あと、ナデシコつながりってわけでもないが、夏葉薫「評伝・桑島法子 〜声優批評の試み」がいろんな意味で爆発している。この雑誌の執筆者はだいたい1980年代生まれ。文学フリマもこの層が中心か。 と思ったら、高原英理氏や藤原義也氏、佐藤亜紀・佐藤哲也夫妻の姿も。なにかと話題のユリイカ編集部Y氏も来てました。驚愕の噂を聞いたがまだ内緒らしい。

終了後は、桜桜・徳間・創元組とワシントンホテルでお茶。スコーン食べてたら、上京中の母親から西葛西に着いたと連絡があったので、あわてて戻り、駅前の「温野菜」でしゃぶしゃぶ。食い過ぎた。




【11月23日】 経県値

mixiで流行ってるのでやってみた。オレの結果は171点

九州は中学校の修学旅行で制覇。四国は地元。あとは日本SF大会で泊まった県が多い。東北は素通り。陸路で北海道往復と弘前往復をしたときに秋田と岩手は通ったことがあるはずだがよくわからない。ぜったい行ってない県は沖縄。大分は歩いたかも。



【11月25日】 銀の髪のアギトvs最終兵器彼女
「アギト」は松竹本社の試写室で。
コナン+ナウシカにラピュタのネタも少々。宮崎アニメ現代風。まあ主演が宮崎あおいなので宮崎アニメにはちがいない。声はけっこう合ってました。
映画の出来は悪くないけど、こういう映画をいまつくってどうするのかという気も。
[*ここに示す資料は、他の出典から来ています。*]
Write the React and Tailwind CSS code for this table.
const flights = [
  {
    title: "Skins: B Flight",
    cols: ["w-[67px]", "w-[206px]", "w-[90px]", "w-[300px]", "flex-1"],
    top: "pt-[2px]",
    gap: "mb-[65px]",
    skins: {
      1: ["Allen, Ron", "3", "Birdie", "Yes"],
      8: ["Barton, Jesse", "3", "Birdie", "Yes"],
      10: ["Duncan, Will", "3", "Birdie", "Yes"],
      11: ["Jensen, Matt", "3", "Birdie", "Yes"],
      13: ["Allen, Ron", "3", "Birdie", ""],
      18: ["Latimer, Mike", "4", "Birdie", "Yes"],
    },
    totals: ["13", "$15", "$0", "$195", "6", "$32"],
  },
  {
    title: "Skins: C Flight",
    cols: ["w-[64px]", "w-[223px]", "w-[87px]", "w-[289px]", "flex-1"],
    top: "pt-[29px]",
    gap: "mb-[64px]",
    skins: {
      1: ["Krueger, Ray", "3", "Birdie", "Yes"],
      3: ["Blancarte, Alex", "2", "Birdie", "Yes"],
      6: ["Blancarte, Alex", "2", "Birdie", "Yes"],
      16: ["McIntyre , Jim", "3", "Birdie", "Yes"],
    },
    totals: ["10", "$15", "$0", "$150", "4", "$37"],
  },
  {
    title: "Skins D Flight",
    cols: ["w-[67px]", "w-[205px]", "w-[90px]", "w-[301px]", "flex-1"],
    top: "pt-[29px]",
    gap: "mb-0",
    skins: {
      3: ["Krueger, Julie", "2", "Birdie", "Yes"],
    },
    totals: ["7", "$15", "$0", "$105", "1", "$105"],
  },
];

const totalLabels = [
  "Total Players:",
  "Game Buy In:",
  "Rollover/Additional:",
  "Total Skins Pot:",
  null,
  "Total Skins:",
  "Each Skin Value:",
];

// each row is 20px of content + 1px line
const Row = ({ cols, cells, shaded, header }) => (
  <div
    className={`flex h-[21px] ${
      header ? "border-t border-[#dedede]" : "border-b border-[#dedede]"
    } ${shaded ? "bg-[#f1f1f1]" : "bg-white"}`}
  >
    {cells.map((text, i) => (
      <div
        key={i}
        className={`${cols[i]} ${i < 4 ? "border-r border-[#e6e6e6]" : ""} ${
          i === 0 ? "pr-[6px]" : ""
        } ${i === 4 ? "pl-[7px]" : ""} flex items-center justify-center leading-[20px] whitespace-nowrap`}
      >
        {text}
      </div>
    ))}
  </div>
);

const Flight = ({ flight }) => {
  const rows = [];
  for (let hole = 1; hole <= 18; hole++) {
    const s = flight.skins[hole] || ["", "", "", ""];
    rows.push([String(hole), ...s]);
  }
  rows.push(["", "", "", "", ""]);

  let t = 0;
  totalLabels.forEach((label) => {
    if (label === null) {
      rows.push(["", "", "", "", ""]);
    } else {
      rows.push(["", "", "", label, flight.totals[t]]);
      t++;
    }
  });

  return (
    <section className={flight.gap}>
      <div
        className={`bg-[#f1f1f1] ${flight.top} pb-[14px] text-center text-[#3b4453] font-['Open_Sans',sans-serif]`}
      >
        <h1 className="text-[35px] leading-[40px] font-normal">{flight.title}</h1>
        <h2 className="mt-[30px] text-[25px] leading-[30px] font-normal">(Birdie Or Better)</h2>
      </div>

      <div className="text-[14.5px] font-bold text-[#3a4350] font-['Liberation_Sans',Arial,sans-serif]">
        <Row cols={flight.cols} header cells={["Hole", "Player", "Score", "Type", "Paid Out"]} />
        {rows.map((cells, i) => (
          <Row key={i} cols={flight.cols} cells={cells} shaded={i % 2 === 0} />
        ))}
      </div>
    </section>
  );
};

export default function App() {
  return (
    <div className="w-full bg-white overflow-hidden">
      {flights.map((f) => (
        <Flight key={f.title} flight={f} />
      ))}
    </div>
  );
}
そこをねじふせられる宮崎駿はやはり偉大。

「最終兵器彼女」は実写版。高橋しんの絵柄でないと意味がない話を実写で撮る不思議。ちせ役の前田亜季は納得のキャスティングですが、相手が窪塚俊介ってそりゃないでしょ。テツ役の渋川清彦って人は何なんですか? 高校生たちはともかく、大人の存在にもうちょっとリアリティがないと映画にならないんじゃ。
貫地谷しほりと木村了はけっこうよかった。特撮とCGIもまあがんばってるんじゃないでしょうか。




【11月26日】 SFロボットセミナー@アキバ・ロボット文化祭

ダイビルってどこだろうと思ったら、末広町の駅を降りたとたん、巨大ビルが3つそびえているのが見えた。いつのまにこんなものが。ウルトラマンマックスの世界に迷い込んだかと思いました。そう言えば秋葉のこっち側を歩くのは1年ぶりか。

会場では親子ロボット工作教室とかやってて、これならトキオを連れてくればよかったか。

SFロボットセミナーは満席の盛況。塩澤編集長司会で、小川一水、林譲治、藤崎慎吾の各氏。わりと濃い話をしてますが観客の反応が全然ないのでどう思われているのか謎。はやぶさとか人工知能とかはロボットとして認知されてるんでしょうか。面白かったけど、微妙に話がかみ合わない部分を司会者が毅然として放置するので、なかなか不思議に空気が漂ってたり。

終了後はまたまたワシントンホテル。一週間に二回もここでマフィン&スコーンを食べようとは。




【11月26日】 実相寺マックスとお笑いセイザー

脚本家役の石橋蓮司がウルトラマンマックスに変身。物語の外から中の人に呼びかける「果てしない物語」逆パターン。しかし子供に説明するのがめんどくさい話を……。「ウルトラマンマックス」は、三池崇史を起用した回あたりから、壊れ気味に爆裂してます。怪獣さえ出せばあとはなにをやってもいいだろうみたいな。ハマるとめちゃめちゃ面白い。

「セイザーX」はヒーロー側と敵側のボケキャラ同士が閉じ込められてお笑いユニットを結成するパターン。戦闘も巨大メカもない変則回。しめし合わせたわけでもなかろうに……。




【11月29日】 乱歩邸・土蔵探訪

某誌ミステリ特集の仕事で杉江松恋と対談のあと、乱歩邸で写真撮影。放置されていたのをいいことに蔵書をじっくり検分。

大部な原書アンソロジーの目次に各編ページ数や既訳の有無、○×評価などの書き込みがあるのはウチの本と一緒。乱歩も人間だったというか、急に親近感が(笑)。